[Collection entries]
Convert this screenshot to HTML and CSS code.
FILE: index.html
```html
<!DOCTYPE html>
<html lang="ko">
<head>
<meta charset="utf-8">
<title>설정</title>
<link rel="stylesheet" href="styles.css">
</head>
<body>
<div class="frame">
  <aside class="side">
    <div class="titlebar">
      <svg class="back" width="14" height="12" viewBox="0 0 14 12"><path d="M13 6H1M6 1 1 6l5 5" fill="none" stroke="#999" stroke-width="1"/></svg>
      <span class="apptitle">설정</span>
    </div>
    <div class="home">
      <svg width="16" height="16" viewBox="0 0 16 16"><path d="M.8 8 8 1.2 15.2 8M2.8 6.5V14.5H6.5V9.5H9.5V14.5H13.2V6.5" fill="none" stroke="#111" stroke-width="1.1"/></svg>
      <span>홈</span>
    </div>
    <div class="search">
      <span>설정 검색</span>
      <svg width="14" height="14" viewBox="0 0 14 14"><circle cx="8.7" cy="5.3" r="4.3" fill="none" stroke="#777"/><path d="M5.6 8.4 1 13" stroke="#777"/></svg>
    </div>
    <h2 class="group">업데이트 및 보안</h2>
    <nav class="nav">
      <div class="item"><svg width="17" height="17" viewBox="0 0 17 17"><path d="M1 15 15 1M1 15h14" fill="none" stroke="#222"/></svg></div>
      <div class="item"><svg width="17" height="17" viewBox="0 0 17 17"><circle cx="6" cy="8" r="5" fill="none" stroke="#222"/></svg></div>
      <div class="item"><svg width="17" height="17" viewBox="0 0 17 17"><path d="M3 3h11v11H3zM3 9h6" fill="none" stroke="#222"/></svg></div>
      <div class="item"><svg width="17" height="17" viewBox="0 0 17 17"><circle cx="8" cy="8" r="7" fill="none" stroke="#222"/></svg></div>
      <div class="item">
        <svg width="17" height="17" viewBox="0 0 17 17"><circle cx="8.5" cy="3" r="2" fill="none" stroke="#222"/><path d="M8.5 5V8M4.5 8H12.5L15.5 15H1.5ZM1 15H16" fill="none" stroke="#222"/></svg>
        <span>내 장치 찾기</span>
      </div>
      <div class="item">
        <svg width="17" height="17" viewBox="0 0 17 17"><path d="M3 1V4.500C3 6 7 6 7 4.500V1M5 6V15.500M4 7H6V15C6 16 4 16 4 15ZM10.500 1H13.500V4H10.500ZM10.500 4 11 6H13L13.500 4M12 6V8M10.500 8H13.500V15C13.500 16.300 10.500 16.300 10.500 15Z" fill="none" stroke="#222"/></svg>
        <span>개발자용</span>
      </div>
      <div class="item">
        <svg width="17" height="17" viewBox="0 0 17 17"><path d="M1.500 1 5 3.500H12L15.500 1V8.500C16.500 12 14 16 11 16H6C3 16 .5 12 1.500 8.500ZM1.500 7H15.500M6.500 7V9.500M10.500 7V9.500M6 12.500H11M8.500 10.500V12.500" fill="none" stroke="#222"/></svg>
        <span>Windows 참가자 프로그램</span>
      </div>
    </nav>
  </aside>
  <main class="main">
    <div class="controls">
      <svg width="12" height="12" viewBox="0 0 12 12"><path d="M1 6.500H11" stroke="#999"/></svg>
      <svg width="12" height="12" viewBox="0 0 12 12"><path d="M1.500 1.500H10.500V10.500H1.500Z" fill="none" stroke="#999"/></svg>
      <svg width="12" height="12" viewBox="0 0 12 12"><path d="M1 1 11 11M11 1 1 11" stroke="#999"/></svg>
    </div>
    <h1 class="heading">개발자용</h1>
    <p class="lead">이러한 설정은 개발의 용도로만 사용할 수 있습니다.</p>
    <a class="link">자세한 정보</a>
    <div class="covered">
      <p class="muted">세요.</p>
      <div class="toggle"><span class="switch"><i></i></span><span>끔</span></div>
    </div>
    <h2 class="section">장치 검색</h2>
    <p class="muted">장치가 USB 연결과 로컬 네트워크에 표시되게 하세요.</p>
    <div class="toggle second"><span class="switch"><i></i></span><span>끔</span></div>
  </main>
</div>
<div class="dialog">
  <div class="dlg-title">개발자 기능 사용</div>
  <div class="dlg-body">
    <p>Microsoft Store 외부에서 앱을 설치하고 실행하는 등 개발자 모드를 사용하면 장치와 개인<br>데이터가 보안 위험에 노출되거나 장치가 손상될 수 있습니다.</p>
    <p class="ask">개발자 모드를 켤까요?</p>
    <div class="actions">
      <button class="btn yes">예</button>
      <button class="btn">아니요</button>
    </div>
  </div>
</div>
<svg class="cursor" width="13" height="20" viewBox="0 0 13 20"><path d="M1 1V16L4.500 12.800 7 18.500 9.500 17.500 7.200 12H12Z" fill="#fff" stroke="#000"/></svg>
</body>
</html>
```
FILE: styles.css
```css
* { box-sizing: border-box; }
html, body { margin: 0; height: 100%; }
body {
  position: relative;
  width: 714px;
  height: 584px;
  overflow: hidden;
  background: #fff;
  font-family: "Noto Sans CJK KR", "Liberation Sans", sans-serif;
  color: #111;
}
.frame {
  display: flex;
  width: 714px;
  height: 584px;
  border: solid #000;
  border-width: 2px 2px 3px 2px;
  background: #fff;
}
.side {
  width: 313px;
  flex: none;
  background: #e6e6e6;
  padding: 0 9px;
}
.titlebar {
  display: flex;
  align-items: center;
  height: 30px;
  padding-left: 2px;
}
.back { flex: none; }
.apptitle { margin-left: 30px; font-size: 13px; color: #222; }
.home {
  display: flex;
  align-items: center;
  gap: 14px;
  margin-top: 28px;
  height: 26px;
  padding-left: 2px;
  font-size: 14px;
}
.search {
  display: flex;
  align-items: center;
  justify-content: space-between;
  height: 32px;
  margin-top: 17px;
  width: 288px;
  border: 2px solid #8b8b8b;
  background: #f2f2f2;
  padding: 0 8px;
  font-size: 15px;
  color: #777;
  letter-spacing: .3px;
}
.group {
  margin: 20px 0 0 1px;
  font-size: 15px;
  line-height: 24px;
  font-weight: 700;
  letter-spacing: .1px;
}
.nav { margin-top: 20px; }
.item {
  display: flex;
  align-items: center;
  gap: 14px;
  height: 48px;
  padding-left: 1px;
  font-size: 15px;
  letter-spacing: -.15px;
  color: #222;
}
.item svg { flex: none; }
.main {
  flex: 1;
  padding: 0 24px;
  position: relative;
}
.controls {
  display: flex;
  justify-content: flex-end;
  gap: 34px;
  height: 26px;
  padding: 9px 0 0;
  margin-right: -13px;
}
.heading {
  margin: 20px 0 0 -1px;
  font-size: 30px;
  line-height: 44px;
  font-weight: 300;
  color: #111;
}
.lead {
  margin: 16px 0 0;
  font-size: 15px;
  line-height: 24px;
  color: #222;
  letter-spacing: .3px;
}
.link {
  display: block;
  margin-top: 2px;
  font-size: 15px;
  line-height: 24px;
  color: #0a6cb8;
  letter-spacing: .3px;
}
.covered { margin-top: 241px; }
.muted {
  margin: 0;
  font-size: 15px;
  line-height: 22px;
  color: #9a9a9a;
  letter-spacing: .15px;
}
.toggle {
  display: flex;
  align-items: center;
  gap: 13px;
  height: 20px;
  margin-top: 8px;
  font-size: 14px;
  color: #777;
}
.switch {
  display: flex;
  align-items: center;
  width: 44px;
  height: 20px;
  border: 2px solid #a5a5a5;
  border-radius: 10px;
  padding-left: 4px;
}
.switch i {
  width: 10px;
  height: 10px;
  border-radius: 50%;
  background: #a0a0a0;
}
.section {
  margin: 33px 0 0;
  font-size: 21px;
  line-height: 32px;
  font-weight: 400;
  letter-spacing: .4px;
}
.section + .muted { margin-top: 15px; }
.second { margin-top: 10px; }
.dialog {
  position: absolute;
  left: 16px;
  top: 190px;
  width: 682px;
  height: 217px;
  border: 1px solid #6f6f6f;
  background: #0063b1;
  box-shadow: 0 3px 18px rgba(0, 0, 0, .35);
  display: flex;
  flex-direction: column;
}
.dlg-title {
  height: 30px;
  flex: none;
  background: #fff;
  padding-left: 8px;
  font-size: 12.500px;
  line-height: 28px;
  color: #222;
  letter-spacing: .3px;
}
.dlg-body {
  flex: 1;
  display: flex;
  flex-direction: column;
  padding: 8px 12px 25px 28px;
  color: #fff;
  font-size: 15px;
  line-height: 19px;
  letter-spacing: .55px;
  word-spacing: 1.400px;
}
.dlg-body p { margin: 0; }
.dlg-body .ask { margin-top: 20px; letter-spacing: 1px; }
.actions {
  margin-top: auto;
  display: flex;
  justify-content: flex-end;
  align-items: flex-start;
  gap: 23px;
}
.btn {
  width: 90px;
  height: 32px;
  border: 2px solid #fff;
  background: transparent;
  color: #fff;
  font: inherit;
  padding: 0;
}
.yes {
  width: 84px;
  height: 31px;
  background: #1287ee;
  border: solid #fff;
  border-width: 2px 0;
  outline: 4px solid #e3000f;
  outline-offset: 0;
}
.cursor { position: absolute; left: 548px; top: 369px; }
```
* * *
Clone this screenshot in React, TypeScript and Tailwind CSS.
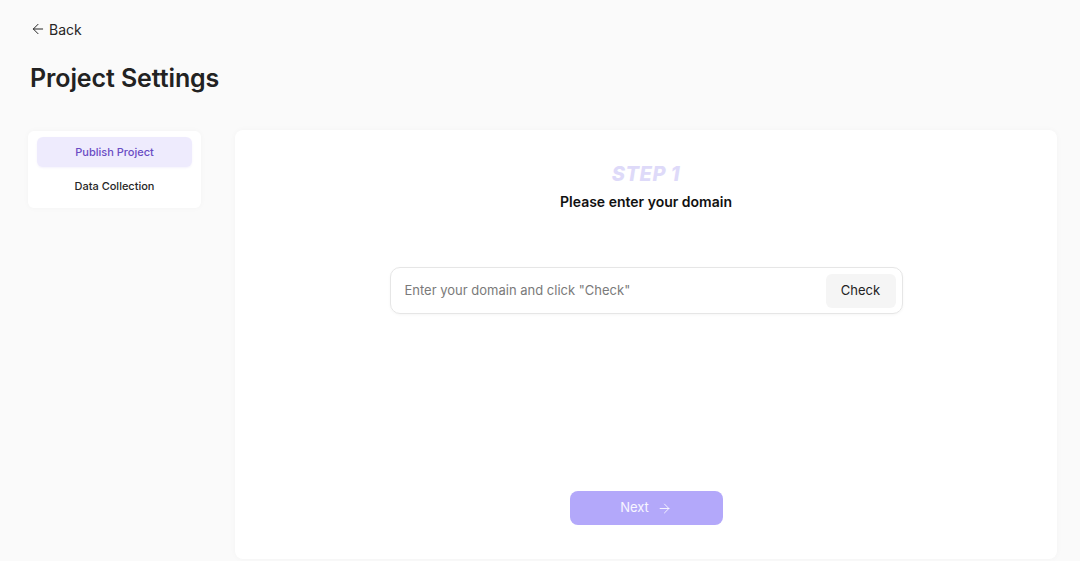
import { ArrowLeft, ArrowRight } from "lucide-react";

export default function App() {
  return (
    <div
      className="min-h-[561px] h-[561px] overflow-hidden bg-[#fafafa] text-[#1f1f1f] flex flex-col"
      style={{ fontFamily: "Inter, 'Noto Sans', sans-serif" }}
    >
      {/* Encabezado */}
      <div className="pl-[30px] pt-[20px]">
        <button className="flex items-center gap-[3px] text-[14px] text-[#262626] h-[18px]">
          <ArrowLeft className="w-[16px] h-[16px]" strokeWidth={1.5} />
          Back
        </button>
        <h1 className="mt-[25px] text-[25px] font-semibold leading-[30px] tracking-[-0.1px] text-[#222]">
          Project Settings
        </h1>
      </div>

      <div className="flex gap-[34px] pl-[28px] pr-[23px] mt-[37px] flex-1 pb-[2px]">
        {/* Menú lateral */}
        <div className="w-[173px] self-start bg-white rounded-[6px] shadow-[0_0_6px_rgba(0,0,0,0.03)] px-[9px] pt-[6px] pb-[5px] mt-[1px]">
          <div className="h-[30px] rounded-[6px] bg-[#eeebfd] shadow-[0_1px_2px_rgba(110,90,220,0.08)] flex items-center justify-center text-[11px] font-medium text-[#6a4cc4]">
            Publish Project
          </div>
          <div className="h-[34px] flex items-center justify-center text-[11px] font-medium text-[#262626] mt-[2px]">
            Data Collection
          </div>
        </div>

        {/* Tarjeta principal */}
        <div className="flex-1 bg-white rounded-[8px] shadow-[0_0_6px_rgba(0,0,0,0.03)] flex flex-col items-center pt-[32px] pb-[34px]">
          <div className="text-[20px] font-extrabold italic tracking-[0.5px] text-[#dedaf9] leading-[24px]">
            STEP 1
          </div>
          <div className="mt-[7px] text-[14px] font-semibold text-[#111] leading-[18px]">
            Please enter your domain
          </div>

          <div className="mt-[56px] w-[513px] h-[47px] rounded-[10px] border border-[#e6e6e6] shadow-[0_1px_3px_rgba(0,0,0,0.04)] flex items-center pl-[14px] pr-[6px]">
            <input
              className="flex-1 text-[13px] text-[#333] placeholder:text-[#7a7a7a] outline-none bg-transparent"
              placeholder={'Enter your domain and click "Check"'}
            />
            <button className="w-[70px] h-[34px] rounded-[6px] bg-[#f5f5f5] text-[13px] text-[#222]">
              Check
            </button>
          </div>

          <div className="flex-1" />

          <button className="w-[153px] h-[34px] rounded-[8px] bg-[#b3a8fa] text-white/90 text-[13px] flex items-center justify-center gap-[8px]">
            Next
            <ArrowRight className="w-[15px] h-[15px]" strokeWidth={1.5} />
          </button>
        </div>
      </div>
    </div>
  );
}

▸ **STATED EXERCISE**
Count the lines in which the string "screenshot" appears, then report only that figure.

▸ **ANSWER TO THIS EXERCISE**
2